Architecturally it is a mélange of old European grandeur, a Hollywood interpretation of “One thousand and One nights”, Baroque and contemporary. It is certainly not forbidding or austere like parts of Moscow. Dominating the skyline are minarets, cupolas, spires and the city’s historical Kremlin, nominated in 2000 as a UNESCO World Cultural Heritage site.
It has 44 institutes of higher learning, museums, libraries, concert halls, and theatres, including an Opera and Ballet theatre which hosts an annual classical ballet festival in honor of the Tatars’ best-known son Rudolf Nureyev. This important industrial and financial centre is also acknowledged to be Russia’s cultural heartland and sports capital.

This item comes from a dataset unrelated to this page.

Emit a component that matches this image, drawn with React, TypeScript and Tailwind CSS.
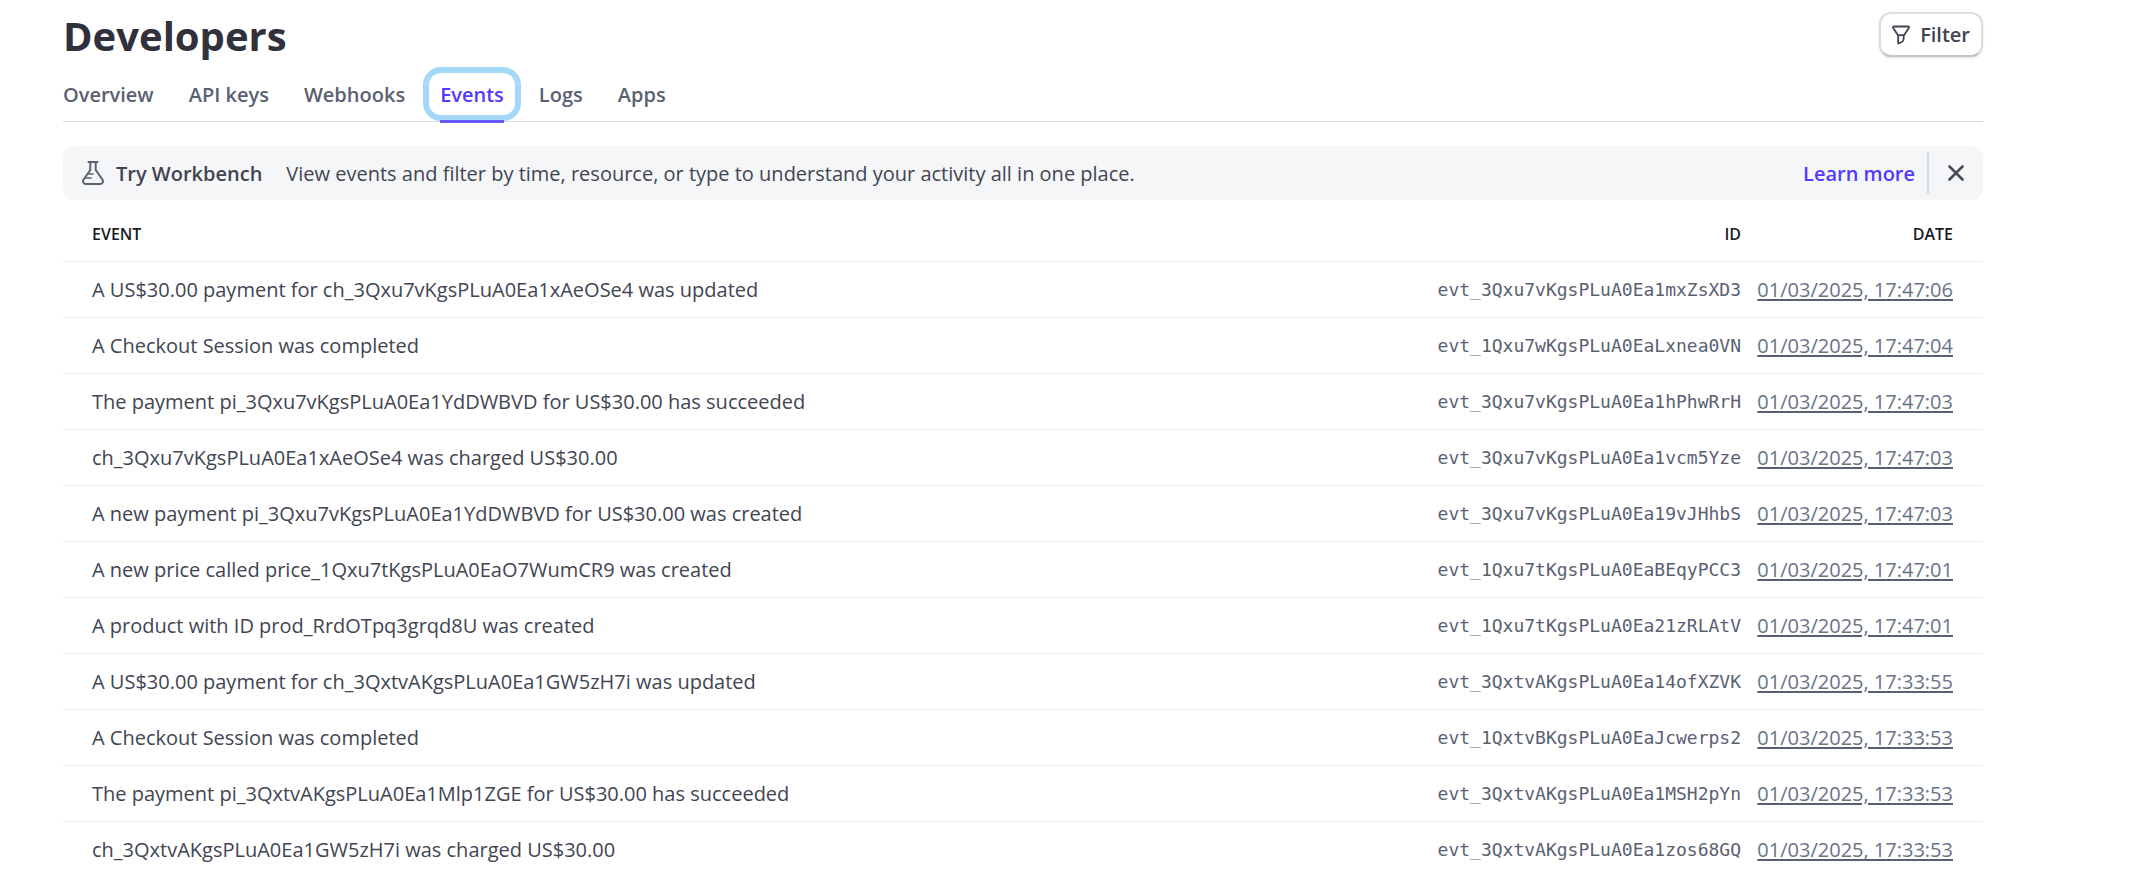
type EventRow = { event: string; id: string; date: string };

const tabs = ["Overview", "API keys", "Webhooks", "Events", "Logs", "Apps"];

const rows: EventRow[] = [
  { event: "A US$30.00 payment for ch_3Qxu7vKgsPLuA0Ea1xAeOSe4 was updated", id: "evt_3Qxu7vKgsPLuA0Ea1mxZsXD3", date: "01/03/2025, 17:47:06" },
  { event: "A Checkout Session was completed", id: "evt_1Qxu7wKgsPLuA0EaLxnea0VN", date: "01/03/2025, 17:47:04" },
  { event: "The payment pi_3Qxu7vKgsPLuA0Ea1YdDWBVD for US$30.00 has succeeded", id: "evt_3Qxu7vKgsPLuA0Ea1hPhwRrH", date: "01/03/2025, 17:47:03" },
  { event: "ch_3Qxu7vKgsPLuA0Ea1xAeOSe4 was charged US$30.00", id: "evt_3Qxu7vKgsPLuA0Ea1vcm5Yze", date: "01/03/2025, 17:47:03" },
  { event: "A new payment pi_3Qxu7vKgsPLuA0Ea1YdDWBVD for US$30.00 was created", id: "evt_3Qxu7vKgsPLuA0Ea19vJHhbS", date: "01/03/2025, 17:47:03" },
  { event: "A new price called price_1Qxu7tKgsPLuA0EaO7WumCR9 was created", id: "evt_1Qxu7tKgsPLuA0EaBEqyPCC3", date: "01/03/2025, 17:47:01" },
  { event: "A product with ID prod_RrdOTpq3grqd8U was created", id: "evt_1Qxu7tKgsPLuA0Ea21zRLAtV", date: "01/03/2025, 17:47:01" },
  { event: "A US$30.00 payment for ch_3QxtvAKgsPLuA0Ea1GW5zH7i was updated", id: "evt_3QxtvAKgsPLuA0Ea14ofXZVK", date: "01/03/2025, 17:33:55" },
  { event: "A Checkout Session was completed", id: "evt_1QxtvBKgsPLuA0EaJcwerps2", date: "01/03/2025, 17:33:53" },
  { event: "The payment pi_3QxtvAKgsPLuA0Ea1Mlp1ZGE for US$30.00 has succeeded", id: "evt_3QxtvAKgsPLuA0Ea1MSH2pYn", date: "01/03/2025, 17:33:53" },
  { event: "ch_3QxtvAKgsPLuA0Ea1GW5zH7i was charged US$30.00", id: "evt_3QxtvAKgsPLuA0Ea1zos68GQ", date: "01/03/2025, 17:33:53" },
];

function FilterIcon() {
  return (
    <svg className="h-5 w-[18px]" viewBox="0 0 18 20" fill="none" stroke="currentColor" strokeWidth="1.8" strokeLinejoin="round" aria-hidden="true">
      <path d="M2 1.5h14c.9 0 1.3.8.8 1.5L12 10.2H6L1.2 3C.7 2.300 1.100 1.500 2 1.500Z" />
      <path d="M6.200 10.200v8.300l3.600-1.500c1.200-.6 1.700-1.500 1.800-2.800l.2-4" />
    </svg>
  );
}

function FlaskIcon() {
  return (
    <svg className="h-6 w-[22px]" viewBox="0 0 22 24" fill="none" stroke="currentColor" strokeWidth="2" strokeLinejoin="round" strokeLinecap="round" aria-hidden="true">
      <path d="M6.500 1h9" />
      <path d="M8.300 1v8L1.600 18.500C.3 20.800 1.500 23 4 23h14c2.500 0 3.700-2.200 2.400-4.500L13.700 9V1" />
      <path d="M6 13h5M4 17h5" strokeWidth="1.700" />
    </svg>
  );
}

function CloseIcon() {
  return (
    <svg className="size-4" viewBox="0 0 16 16" fill="none" stroke="currentColor" strokeWidth="2.600" strokeLinecap="round" aria-hidden="true">
      <path d="m1.500 1.500 13 13M14.500 1.500l-13 13" />
    </svg>
  );
}

export default function App() {
  return (
    <main className="min-h-screen bg-white pr-[172px] pl-[63px] font-['Open_Sans',sans-serif] text-[20px] text-[#414552]">
      <header className="flex items-start justify-between pt-3">
        <h1 className="text-[40px] leading-[48px] font-bold text-[#30313d]">Developers</h1>
        <button
          type="button"
          className="flex h-[45px] items-center gap-[10px] rounded-xl border-2 border-b-[#c4c6cc] border-[#dcdde1] bg-white px-[11px] font-semibold shadow-sm"
        >
          <FilterIcon />
          Filter
        </button>
      </header>

      <nav className="flex h-[62px] items-stretch gap-[35px] border-b border-[#d5dbe1] font-semibold text-[#596171]">
        {tabs.map((tab) =>
          tab === "Events" ? (
            <a key={tab} href="#events" aria-current="page" className="relative flex items-center pt-2 text-[#533afd] outline-none">
              {tab}
              <span className="absolute -inset-x-[17px] top-[7px] bottom-0 rounded-[18px] border-[6px] border-[#a4d8f7]" />
              <span className="absolute inset-x-0 -bottom-0.5 h-[3px] bg-[#675dff]" />
            </a>
          ) : (
            <a key={tab} href="#" className="flex items-center pt-2">
              {tab}
            </a>
          ),
        )}
      </nav>

      <section className="mt-6 flex h-[54px] items-center rounded-xl bg-[#f5f6f8] px-[19px]">
        <span className="text-[#596171]">
          <FlaskIcon />
        </span>
        <strong className="ml-3 pt-0.5 font-semibold">Try Workbench</strong>
        <p className="ml-6 pt-0.5">View events and filter by time, resource, or type to understand your activity all in one place.</p>
        <a href="#workbench" className="ml-auto pt-0.5 font-semibold text-[#533afd]">
          Learn more
        </a>
        <span className="ml-3 h-[42px] w-0.5 bg-[#d5dbe1]" />
        <button type="button" aria-label="Dismiss" className="ml-[19px] text-[#474e5a]">
          <CloseIcon />
        </button>
      </section>

      <table className="w-full border-collapse">
        <thead>
          <tr className="h-[61px] border-b border-[#ebeef1] text-[16px] text-[#1a1b25]">
            <th scope="col" className="pt-2 pl-[29px] text-left font-semibold">EVENT</th>
            <th scope="col" className="pt-2 text-right font-semibold">ID</th>
            <th scope="col" className="w-[242px] pt-2 pr-[30px] text-right font-semibold">DATE</th>
          </tr>
        </thead>
        <tbody>
          {rows.map((row) => (
            <tr key={row.id} className="h-14 border-b border-[#ebeef1] last:border-b-0">
              <td className="pt-0.5 pl-[29px]">{row.event}</td>
              <td className="text-right font-['DejaVu_Sans_Mono',monospace] text-[18px] text-[#596171]">{row.id}</td>
              <td className="pt-0.5 pr-[30px] text-right whitespace-nowrap text-[#687385]">
                <a href="#event" className="underline decoration-[#596171] decoration-2 underline-offset-2">
                  {row.date}
                </a>
              </td>
            </tr>
          ))}
        </tbody>
      </table>
    </main>
  );
}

Eating out was a real experience. During my stay, I was invited for lunch and dinner in some of the older established restaurants. I felt like an actor in a 1940s or 50s movie. Their menus were so extensive and the surroundings so plush that diners could easily imagine they were in a Tsar’s palace.
The highlight of my trip was a visit to a beautiful mosque where the names of every prophet were inscribed on the walls. I was shown around by the mufti and the imam who were both fluent in Arabic, and was pleasantly surprised by the innovative way they teach young children the five pillars of Islam.
In a gallery annexed to the mosque children learn stories in the Koran with the aid of pictures, objects, dress-up clothing so they can easily relate to the ancient teachings. Kazan has 45 mosques in many architectural styles, including Europe’s largest Kol Sharif that stands close to the magnificent Orthodox Annunciation Cathedral.
Our troubled, ethnically and religiously divided Middle East can draw important lessons from whose population of 3.7 million is made up of ethnic Tatars, Russians, Ukrainians, Uzeris, Armenians, Uzbeks, Tajiks, Kazakhs, Georgians, Jews, Roma and others. The country is a magnificent example of ethnic and religious tolerance where all people live together in perfect harmony.
President Minnikhanov told me that his people are so integrated that the only way of distinguishing between people of different faiths is when we go to pray. “We are all brother and sisters,” he said. If only we in the Arab world knew how to celebrate our oneness instead of accentuating our differences, this region would be a far better and more peaceful place.